Saturday, March 24, 2012

Tony Clark's Myriorama


Myriorama is a project that consists of landscapes painted on uniform boards that can be matched together to produce panoramic landscape tableaux. These paintings all depict an Arcadian scene and are all painted in an improvised classical style; they all have the same non-determined horizon line. The work invites play as there is no prescribed order in which to arrange these boards. Clark has been painting Myriorama since 1985. This concept comes from a nineteenth century child’s game—myriorama, or in English, the endless landscape.

Myriorama works like the unconscious. It has timeless qualities and a rearrangeability that is similar to the way unconscious thoughts reproduce mixed up perceptual phenomena in memory or dreams. Furthermore, these paintings appear like the background from an Italian Renaissance portrait. This interpretation of Clark's landscapes suggests a metonym for an unacknowledged subject. The possibility of rearrangement incorporated in the artwork also implies a small reminder of this subject. But there is also, I would argue, an obsessional structure to Clark's work that points to a persistent, radical and highly poetic synthesis of latent and manifest content. It is not our place to ask if Clark himself is obsessed by this ongoing body of work but, rather, it is interesting to propose that the artwork's mode has the structure of obsession. Obsession needn't be read as pathological. The way the project uses repetition and rules is what evokes the idea of obsession.


In 1997 Graham Forsyth described Tony Clark as obsessive. The tensions at play in Myriorama have qualities similar to the nature of obsessive rituals. This is most apparent in the fact that they must fit a specific pictorial format. In the case of people who carry out obsessive rituals, usually strict adherence to certain procedures must be fulfilled in order to perform simple everyday tasks. Myriorama follows the logic of a set of rules that enable the process of artistic creativity to be conducted. Each painting in the series must fit together to create a consistent landscape. They all must have a coherent sense of space, volume, atmosphere and perspective. Their shared proportions, in different sizes, are all derived from the golden section. These days the series has a restricted pallet of black, brown, turquoise blue and warm pink. In Myriorama, it seems, the restraints of the rules enable Clark to make work that has a great deal of expressive freedom.


That the project is ongoing, asks some philosophical questions about the nature of an endless landscape—about endlessness. Clark's Myriorama cannot be fully described, though it has a highly recognisable look. Each individual element, each panel, each set, looks distinctively like the rest of Myriorama, yet this look or ideal is never fully resolved. There is an aesthetic false unity in the relations of the parts to the whole.
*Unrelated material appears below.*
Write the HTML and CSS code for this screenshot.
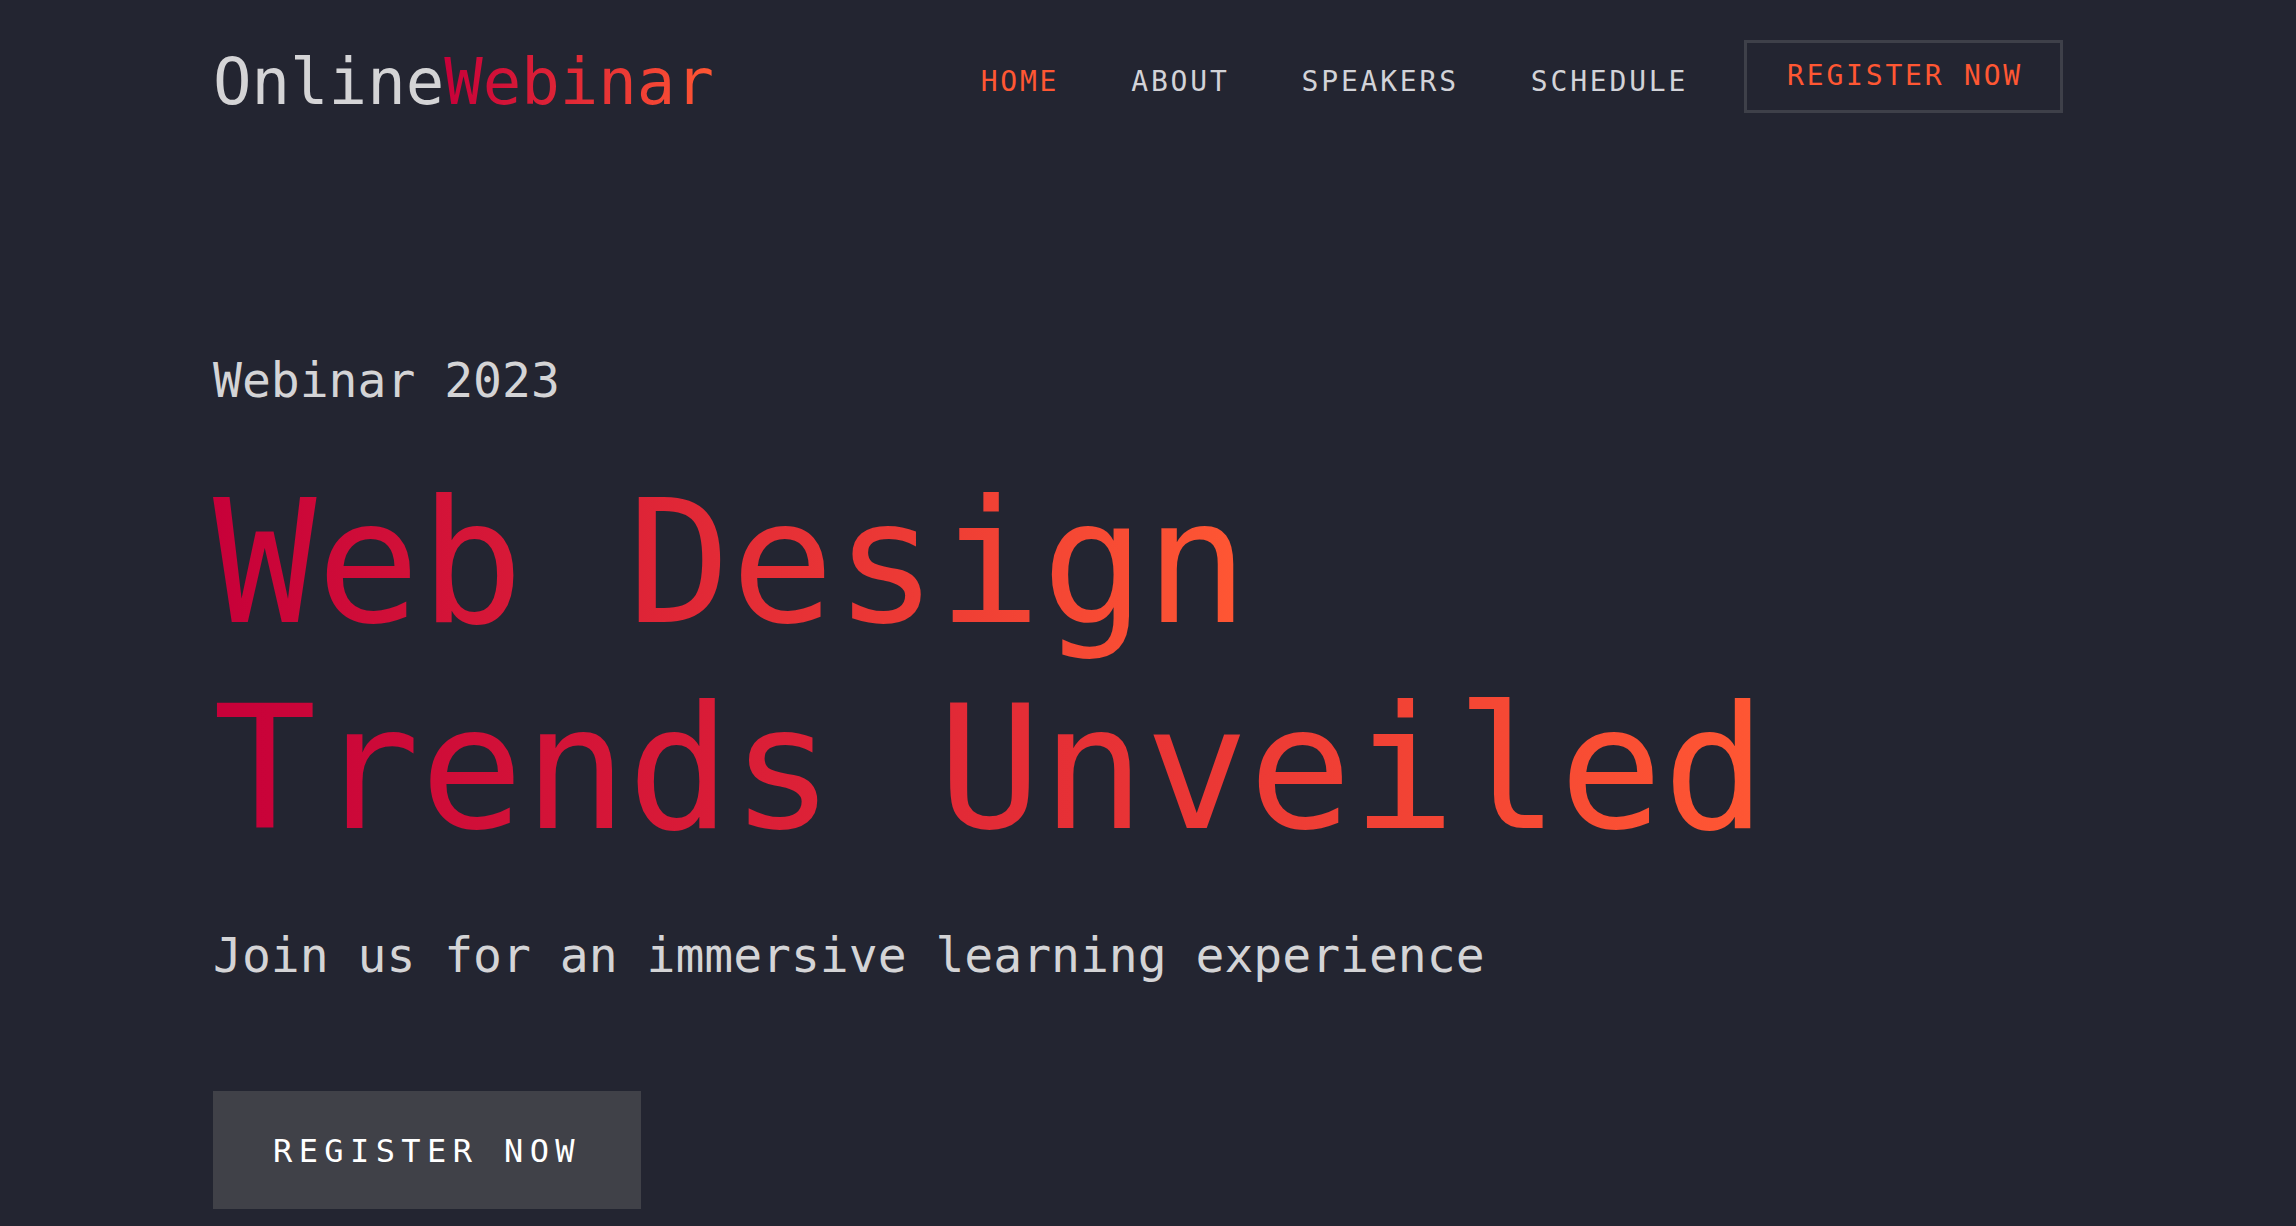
FILE: index.html
```html
<!DOCTYPE html>
<html lang="en">
<head>
<meta charset="utf-8">
<title>OnlineWebinar</title>
<link rel="stylesheet" href="styles.css">
</head>
<body>
<div class="page">
  <header class="header">
    <a class="logo" href="#">Online<span class="grad">Webinar</span></a>
    <nav class="nav">
      <ul class="nav-links">
        <li><a class="nav-link active" href="#">HOME</a></li>
        <li><a class="nav-link" href="#">ABOUT</a></li>
        <li><a class="nav-link" href="#">SPEAKERS</a></li>
        <li><a class="nav-link" href="#">SCHEDULE</a></li>
      </ul>
      <a class="nav-btn" href="#">REGISTER NOW</a>
    </nav>
  </header>
  <main class="hero">
    <p class="eyebrow">Webinar 2023</p>
    <h1 class="title"><span class="grad line">Web Design</span><span class="grad line">Trends Unveiled</span></h1>
    <p class="lead">Join us for an immersive learning experience</p>
    <a class="cta" href="#">REGISTER NOW</a>
  </main>
</div>
</body>
</html>
```

FILE: styles.css
```css
* { box-sizing: border-box; }
html, body { margin: 0; padding: 0; }
body {
  background: #232531;
  color: #d4d4d6;
  font-family: "DejaVu Sans Mono", "Liberation Mono", monospace;
  height: 1226px;
  overflow: hidden;
}
a { text-decoration: none; }
.page {
  padding: 0 233px 0 213px;
}
.grad {
  background: linear-gradient(90deg, #c70039, #ff5733);
  -webkit-background-clip: text;
  background-clip: text;
  color: transparent;
}
.header {
  display: flex;
  justify-content: space-between;
  align-items: flex-start;
  padding-top: 40px;
}
.logo {
  margin-top: 10px;
  font-size: 64px;
  line-height: 1;
  color: #d4d4d6;
}
.nav {
  display: flex;
  align-items: flex-start;
}
.nav-links {
  display: flex;
  gap: 72px;
  list-style: none;
  margin: 28px 56px 0 0;
  padding: 0;
}
.nav-link {
  display: block;
  font-size: 28px;
  line-height: 28px;
  letter-spacing: 0.1em;
  color: #d2d3d8;
}
.nav-link.active { color: #ff5733; }
.nav-btn {
  display: block;
  font-size: 28px;
  line-height: 28px;
  letter-spacing: 0.1em;
  color: #ff5733;
  border: 3px solid #3e4049;
  padding: 19px 37px 20px 40px;
}
.hero {
  padding-top: 238px;
}
.eyebrow {
  margin: 0;
  font-size: 48px;
  line-height: 57.6px;
  color: #d4d4d6;
}
.title {
  margin: 50px 0 0;
  font-weight: normal;
  font-size: 172px;
  line-height: 206.4px;
}
.line {
  display: block;
  width: fit-content;
}
.lead {
  margin: 55px 0 0;
  font-size: 48px;
  line-height: 57.6px;
  color: #d4d4d6;
}
.cta {
  display: inline-block;
  margin-top: 106px;
  background: #404148;
  color: #ffffff;
  font-size: 32px;
  line-height: 38px;
  letter-spacing: 0.2em;
  padding: 41px 60px 39px 60px;
}
```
An ideal, in the classical sense of a perfect example, that represents the whole body of work isn't realisable. The opposition between a part and whole corresponds to the other contrasts in Myriorama, rigorous versus mannered, structured versus spontaneous, prescriptive regulations versus an anarchistic streak. These contrasts all have an open-endedness in Clark's work.

Myriorama evokes the timelessness of the unconscious. In the return of Renaissance backgrounds these landscapes have a sense of déjà vu. A moment already past is shown in the style of the work while a moment though not yet realised exists in the false unity of the arrangement. Displacement replaces a notion of an aesthetic absolute. The formation of an obsession takes shape as a way of reconciling the many paradoxical qualities in Myriorama. The radical return of what was old offers renewed creativity.